● Given request
Examine each line of the data. Copy those that contain the string "this".

● The records
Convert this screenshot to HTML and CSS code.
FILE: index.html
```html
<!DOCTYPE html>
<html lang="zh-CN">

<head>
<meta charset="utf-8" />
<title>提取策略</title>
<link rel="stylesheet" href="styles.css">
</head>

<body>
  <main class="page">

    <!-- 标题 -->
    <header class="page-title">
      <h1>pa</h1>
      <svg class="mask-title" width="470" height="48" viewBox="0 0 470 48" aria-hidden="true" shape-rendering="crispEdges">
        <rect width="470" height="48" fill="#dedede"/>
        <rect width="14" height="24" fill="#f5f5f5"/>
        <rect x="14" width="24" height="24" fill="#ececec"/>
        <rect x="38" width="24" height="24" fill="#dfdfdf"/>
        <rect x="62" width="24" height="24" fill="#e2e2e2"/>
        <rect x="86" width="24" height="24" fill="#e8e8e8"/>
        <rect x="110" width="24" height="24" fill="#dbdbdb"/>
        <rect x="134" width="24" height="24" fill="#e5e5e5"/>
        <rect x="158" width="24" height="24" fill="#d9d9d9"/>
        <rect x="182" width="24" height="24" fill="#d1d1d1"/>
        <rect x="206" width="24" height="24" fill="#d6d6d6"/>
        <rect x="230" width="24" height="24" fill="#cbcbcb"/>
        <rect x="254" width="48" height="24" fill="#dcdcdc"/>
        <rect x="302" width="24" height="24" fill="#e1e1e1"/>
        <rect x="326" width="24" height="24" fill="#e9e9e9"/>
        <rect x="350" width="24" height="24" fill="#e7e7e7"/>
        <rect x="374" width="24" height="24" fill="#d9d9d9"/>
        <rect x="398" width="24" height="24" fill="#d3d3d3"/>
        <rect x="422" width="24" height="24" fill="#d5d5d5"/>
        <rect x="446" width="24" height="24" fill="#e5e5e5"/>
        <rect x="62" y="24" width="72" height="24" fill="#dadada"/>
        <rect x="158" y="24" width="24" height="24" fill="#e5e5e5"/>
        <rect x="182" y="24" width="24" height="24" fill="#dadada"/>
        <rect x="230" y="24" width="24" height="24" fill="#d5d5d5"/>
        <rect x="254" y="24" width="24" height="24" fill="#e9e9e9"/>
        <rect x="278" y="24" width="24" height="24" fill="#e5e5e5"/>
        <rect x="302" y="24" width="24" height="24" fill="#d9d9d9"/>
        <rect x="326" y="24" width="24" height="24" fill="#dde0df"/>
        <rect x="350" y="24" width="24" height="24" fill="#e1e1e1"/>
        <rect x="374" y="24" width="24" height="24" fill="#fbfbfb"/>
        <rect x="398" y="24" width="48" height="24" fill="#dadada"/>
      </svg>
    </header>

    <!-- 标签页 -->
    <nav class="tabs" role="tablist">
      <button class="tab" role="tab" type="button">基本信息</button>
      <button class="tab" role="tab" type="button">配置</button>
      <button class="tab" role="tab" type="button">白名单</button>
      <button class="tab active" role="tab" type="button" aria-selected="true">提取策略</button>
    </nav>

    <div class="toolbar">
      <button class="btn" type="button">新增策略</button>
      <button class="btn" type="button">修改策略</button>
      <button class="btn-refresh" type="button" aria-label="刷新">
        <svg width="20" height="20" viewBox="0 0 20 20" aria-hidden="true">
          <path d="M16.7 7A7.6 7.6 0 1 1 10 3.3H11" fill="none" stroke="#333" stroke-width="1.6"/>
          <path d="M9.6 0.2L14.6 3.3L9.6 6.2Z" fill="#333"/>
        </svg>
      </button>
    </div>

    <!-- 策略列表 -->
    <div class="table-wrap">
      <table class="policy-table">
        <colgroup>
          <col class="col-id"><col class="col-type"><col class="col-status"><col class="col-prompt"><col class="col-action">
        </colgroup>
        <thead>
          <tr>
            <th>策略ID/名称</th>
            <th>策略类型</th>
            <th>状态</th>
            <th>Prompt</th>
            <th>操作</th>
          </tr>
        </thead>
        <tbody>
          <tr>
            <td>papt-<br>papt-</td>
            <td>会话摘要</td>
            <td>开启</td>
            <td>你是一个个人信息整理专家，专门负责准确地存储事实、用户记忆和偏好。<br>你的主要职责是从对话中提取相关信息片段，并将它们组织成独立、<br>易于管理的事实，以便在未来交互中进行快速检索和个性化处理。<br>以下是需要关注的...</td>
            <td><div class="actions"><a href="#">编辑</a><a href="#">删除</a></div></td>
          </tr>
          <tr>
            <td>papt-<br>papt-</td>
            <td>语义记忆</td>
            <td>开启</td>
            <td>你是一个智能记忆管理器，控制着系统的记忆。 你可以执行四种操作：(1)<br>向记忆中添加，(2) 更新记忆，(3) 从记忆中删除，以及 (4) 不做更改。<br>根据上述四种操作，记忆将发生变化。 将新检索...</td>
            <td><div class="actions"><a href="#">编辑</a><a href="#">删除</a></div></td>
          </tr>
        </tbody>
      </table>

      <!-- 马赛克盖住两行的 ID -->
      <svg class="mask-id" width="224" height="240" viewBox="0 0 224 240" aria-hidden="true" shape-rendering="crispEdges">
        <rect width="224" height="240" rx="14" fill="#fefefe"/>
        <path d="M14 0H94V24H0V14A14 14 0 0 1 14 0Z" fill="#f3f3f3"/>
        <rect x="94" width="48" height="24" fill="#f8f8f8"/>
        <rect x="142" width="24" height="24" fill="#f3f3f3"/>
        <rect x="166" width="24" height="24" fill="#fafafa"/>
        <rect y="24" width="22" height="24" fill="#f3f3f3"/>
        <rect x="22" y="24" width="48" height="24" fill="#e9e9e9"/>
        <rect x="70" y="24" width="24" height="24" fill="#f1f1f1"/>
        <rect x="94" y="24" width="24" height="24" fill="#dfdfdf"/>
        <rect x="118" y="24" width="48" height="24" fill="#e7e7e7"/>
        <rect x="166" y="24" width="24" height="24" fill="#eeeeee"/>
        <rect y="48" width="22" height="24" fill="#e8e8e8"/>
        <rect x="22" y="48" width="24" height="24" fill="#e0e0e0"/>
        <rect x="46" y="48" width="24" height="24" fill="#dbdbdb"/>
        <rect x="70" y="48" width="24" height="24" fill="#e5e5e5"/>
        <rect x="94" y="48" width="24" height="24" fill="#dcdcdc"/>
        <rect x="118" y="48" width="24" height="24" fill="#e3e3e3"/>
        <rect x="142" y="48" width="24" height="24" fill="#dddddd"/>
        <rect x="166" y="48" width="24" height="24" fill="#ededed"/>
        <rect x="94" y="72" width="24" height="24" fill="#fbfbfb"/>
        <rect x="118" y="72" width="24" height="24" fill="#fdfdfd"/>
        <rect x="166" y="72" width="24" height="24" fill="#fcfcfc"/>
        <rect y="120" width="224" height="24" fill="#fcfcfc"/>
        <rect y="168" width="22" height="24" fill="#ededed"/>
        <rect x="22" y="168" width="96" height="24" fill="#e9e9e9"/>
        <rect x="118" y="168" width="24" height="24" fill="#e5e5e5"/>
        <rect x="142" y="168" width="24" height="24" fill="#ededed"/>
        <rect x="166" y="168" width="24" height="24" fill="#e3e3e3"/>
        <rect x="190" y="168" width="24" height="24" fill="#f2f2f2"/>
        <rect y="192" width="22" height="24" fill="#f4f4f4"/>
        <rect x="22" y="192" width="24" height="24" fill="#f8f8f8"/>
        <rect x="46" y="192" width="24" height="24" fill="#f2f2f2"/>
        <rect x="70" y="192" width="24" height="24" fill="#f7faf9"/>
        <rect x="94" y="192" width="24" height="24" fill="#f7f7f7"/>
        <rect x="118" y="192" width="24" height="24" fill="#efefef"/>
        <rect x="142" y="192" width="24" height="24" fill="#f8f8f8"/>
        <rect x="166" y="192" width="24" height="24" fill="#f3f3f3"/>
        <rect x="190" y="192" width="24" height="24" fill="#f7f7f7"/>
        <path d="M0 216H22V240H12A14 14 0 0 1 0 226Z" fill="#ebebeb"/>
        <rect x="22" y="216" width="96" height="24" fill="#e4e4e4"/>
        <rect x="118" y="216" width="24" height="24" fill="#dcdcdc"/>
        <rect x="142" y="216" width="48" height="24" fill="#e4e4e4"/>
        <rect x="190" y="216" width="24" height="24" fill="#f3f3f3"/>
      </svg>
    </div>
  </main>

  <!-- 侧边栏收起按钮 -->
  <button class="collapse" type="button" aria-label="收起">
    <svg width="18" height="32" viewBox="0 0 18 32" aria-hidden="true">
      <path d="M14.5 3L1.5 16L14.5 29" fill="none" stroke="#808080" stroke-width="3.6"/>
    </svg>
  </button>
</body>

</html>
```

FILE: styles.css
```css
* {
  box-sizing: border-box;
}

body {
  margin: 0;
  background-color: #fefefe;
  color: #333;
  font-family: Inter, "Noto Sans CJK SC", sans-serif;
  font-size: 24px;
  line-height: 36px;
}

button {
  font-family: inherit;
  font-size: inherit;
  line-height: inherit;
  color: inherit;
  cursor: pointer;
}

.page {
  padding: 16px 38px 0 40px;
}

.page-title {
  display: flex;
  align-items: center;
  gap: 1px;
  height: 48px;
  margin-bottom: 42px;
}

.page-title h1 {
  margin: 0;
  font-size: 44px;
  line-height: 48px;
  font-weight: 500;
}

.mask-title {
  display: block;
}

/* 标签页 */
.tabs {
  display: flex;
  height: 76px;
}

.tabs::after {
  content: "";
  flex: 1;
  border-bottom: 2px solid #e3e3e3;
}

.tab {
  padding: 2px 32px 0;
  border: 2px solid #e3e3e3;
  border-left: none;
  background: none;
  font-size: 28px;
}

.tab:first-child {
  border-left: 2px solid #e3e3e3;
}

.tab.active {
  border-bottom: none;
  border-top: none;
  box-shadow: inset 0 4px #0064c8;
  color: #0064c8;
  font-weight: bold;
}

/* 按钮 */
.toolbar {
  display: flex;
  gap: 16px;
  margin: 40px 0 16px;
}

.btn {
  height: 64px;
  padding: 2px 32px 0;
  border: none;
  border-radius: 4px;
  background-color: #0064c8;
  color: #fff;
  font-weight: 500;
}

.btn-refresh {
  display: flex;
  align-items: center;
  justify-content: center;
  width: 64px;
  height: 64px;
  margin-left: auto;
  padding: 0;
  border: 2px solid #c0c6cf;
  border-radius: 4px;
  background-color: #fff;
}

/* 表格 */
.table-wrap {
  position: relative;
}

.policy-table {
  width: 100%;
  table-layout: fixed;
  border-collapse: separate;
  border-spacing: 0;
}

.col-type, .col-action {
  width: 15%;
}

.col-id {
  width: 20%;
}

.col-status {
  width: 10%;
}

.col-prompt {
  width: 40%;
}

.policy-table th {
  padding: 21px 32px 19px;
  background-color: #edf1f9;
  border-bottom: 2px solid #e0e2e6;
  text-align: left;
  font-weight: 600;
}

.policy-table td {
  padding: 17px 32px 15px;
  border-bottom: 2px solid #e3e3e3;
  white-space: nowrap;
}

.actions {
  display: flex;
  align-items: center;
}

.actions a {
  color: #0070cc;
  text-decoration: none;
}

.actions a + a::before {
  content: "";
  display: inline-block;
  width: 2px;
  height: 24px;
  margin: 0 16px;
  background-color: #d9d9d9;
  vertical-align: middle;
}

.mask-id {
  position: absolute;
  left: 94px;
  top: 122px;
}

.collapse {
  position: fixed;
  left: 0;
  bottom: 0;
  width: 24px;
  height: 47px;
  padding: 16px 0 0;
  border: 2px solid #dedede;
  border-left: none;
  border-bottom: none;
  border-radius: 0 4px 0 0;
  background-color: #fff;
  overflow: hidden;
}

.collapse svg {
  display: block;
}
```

--

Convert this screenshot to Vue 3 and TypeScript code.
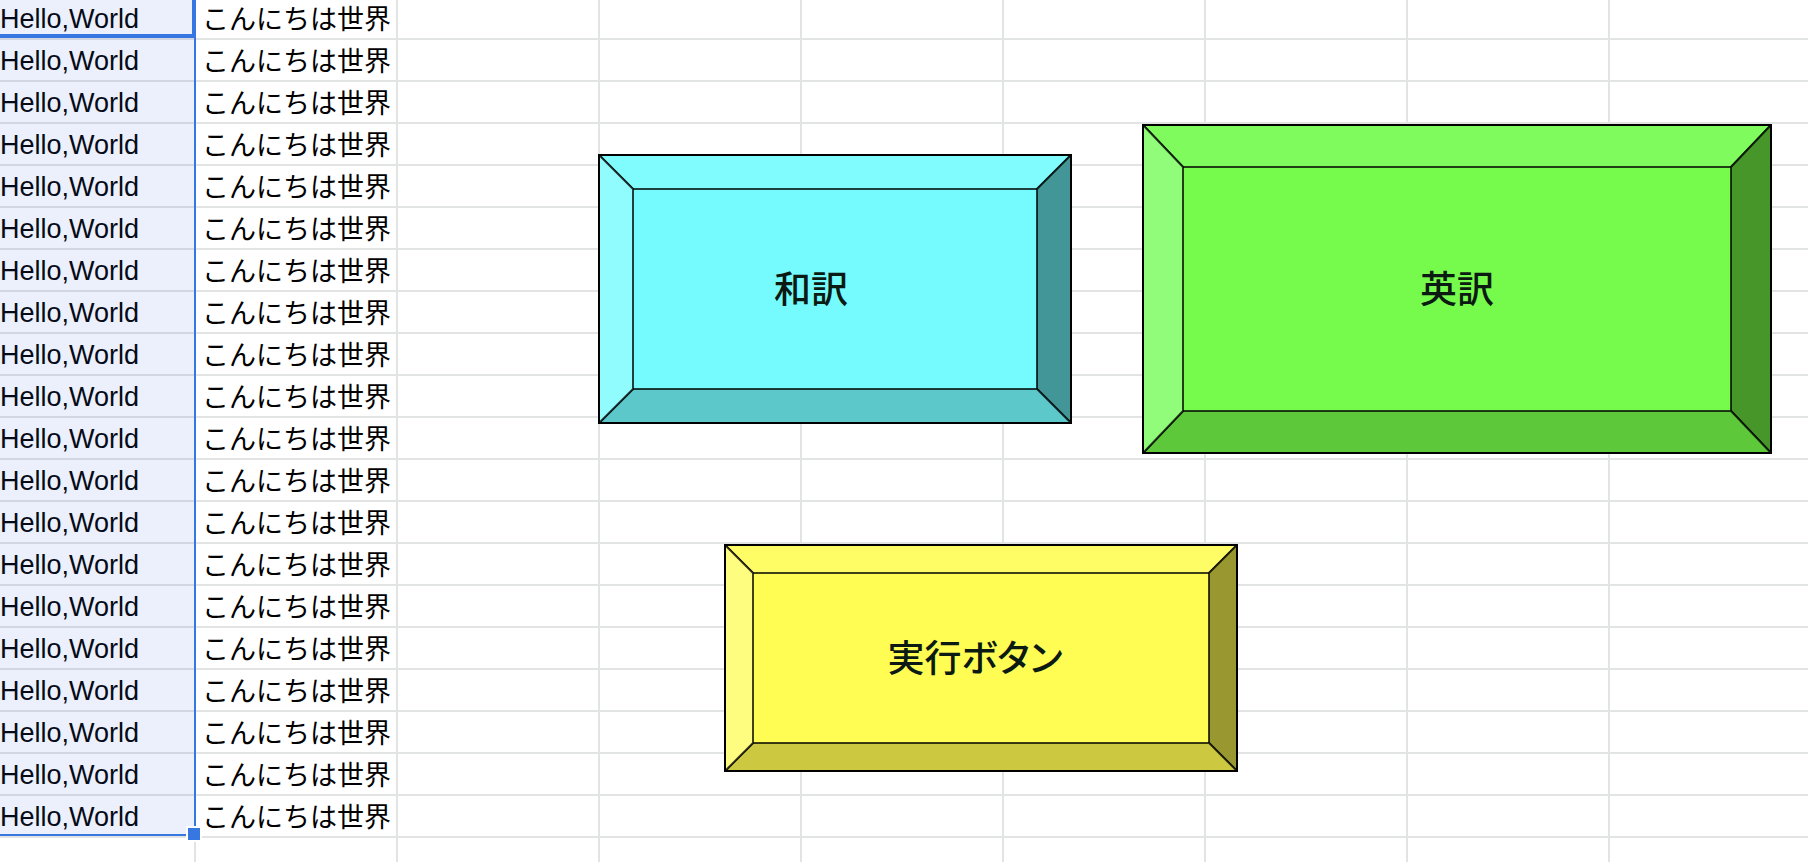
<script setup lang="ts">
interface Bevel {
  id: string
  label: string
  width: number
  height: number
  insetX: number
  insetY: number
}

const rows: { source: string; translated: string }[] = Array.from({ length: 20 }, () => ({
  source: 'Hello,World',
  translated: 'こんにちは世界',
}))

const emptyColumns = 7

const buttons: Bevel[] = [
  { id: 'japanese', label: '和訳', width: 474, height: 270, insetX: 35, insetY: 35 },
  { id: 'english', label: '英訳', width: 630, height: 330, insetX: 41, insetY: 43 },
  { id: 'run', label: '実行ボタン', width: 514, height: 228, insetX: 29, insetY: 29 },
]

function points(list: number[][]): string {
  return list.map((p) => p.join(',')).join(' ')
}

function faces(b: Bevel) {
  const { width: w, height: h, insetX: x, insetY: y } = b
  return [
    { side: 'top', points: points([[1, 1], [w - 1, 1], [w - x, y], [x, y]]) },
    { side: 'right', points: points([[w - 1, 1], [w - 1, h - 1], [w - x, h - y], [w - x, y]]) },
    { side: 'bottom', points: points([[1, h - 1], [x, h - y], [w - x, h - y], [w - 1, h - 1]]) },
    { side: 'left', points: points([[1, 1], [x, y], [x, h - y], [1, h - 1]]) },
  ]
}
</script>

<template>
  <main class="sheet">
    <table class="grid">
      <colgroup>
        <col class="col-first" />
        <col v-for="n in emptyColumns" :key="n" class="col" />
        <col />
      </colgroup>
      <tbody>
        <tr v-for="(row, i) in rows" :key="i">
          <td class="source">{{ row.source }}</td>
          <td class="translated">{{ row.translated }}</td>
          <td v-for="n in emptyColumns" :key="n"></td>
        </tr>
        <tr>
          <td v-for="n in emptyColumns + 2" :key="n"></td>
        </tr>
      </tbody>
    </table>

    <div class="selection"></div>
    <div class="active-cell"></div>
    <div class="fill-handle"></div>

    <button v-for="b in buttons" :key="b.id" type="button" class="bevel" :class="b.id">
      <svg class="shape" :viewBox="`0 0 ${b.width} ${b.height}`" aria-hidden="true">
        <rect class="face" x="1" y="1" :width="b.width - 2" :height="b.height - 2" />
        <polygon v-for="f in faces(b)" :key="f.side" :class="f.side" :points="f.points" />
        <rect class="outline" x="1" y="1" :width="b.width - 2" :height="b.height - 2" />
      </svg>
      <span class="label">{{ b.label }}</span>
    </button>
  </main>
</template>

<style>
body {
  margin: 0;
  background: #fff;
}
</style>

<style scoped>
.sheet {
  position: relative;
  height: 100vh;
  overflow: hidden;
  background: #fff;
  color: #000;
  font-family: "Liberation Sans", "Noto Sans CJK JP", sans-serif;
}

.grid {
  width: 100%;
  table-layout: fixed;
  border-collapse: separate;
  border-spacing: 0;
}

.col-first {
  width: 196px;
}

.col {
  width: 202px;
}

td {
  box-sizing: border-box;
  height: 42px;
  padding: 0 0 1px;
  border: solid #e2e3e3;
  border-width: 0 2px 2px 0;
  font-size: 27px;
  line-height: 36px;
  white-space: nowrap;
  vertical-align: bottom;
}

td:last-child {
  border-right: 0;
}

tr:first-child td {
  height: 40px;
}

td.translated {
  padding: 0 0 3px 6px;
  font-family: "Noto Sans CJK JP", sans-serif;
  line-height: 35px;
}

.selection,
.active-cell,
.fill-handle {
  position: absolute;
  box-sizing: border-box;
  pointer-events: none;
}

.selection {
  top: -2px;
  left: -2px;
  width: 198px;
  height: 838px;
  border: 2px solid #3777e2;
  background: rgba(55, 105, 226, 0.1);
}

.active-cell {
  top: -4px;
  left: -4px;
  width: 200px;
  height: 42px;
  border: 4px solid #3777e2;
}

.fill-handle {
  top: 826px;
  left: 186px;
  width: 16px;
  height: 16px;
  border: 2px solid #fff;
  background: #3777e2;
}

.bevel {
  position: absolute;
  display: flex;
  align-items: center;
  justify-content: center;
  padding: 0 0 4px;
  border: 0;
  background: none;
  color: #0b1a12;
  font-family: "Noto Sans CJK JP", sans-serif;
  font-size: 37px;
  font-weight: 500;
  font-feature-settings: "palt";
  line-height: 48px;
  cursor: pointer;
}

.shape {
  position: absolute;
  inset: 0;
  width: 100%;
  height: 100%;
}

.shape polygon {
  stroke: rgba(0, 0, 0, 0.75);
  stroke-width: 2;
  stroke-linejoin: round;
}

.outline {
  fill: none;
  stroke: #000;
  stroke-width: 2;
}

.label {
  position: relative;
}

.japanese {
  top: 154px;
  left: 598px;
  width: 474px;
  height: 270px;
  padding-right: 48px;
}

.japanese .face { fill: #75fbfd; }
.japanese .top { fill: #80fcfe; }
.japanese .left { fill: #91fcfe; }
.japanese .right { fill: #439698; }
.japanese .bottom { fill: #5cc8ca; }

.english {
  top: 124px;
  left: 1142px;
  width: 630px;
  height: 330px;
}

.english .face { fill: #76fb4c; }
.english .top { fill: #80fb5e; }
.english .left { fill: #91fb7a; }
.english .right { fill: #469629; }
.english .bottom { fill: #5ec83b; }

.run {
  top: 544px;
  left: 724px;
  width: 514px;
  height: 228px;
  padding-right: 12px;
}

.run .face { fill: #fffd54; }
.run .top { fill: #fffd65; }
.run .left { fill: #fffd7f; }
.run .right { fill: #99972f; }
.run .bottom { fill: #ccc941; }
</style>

● Result
Convert this screenshot to HTML and CSS code.
Convert this screenshot to Vue 3 and TypeScript code.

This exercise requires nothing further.